The bank’s December move to extend its bond purchases by six months through March 2017 and cut an already negative deposit rate by 0.1 percentage point to minus 0.3% failed to meet investors’ expectations, hammering stocks and driving up the euro against the dollar. A repeat would likely undermine the ECB president’s ability to soothe markets with his words, analysts said–a linchpin of the ECB’s crisis strategy.
It was Mr. Draghi’s pledge in July 2012 to do “whatever it takes” to save the currency union that helped draw a line under the region’s sovereign-debt crisis.
Mr. Draghi is taking a confident stance. In Switzerland on Friday, he said the ECB had “plenty of instruments” to drive up stubbornly low inflation, as well as the “determination and the willingness and the capacity” to act. Eurozone inflation was 0.2% in December, and the ECB expects it to remain very low or negative over the coming months, far off the bank’s target rate of just below 2%.
At exchange group Deutsche Börse AG on Monday, Mr. Draghi took the fight to his critics in Germany, listing and dismissing a series of common German arguments against keeping interest rates ultralow.
A sharp drop in oil prices and headwinds from financial and commodity markets could entrench ultralow inflation in the eurozone, Mr. Draghi said at last week’s news conference. “We are doing whatever is necessary to comply with our mandate, and we are not surrendering in front of these global factors,” he said.
Mr. Weidmann on Thursday conceded that downward pressures on consumer prices had increased, and that the ECB would likely need to “substantially” lower its inflation forecast for 2016.

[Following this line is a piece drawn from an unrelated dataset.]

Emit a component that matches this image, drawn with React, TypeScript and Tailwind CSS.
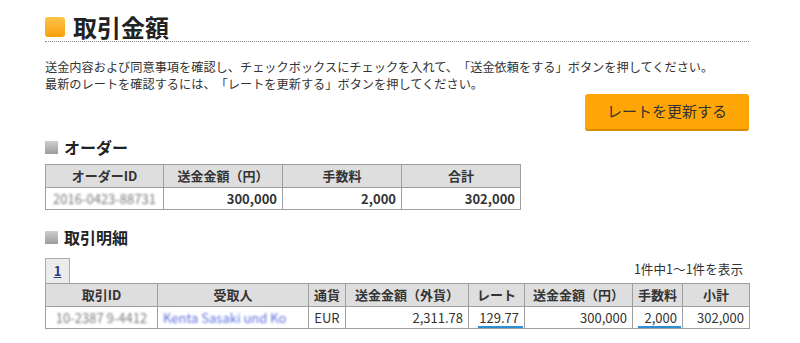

But he warned against fixating on current price movements.
“In estimating risks to prices, we shouldn’t stare at current consumer price inflation rates like a rabbit at a snake,” Mr. Weidmann said.
To satisfy investors, the ECB would need to significantly expand its bond purchases, Mr. Perkins of Lombard Street Research said–either by increasing the EUR60 billion it now buys each month or by making the program indefinite.
A number of bank economists said they now expect the ECB to announce additional stimulus in March rather than June. Berenberg, J.P. Morgan and Royal Bank of Scotland all expect the ECB to increase its monthly bond purchases by at least EUR10 billion from EUR60 billion currently, and to cut its deposit rate by at least a further 0.1 percentage point.
Another concern is that while the ECB may be reaching the limits of what its stimulus tools can achieve, their unintended consequences are growing.
At the ECB’s December meeting, according to minutes published earlier this month, some council members warned of “significant risks and side effects” associated with more government-bond purchases–a tool they argued should be kept in reserve in case of very adverse developments, such as deflation.
Some members also warned against a further cut to the ECB’s deposit rate, the interest on funds stored overnight with the central bank. That could lead “to a tightening instead of a further easing,” as banks seek to recoup their losses on deposits by increasing loan rates–precisely the opposite of what the ECB wants to achieve.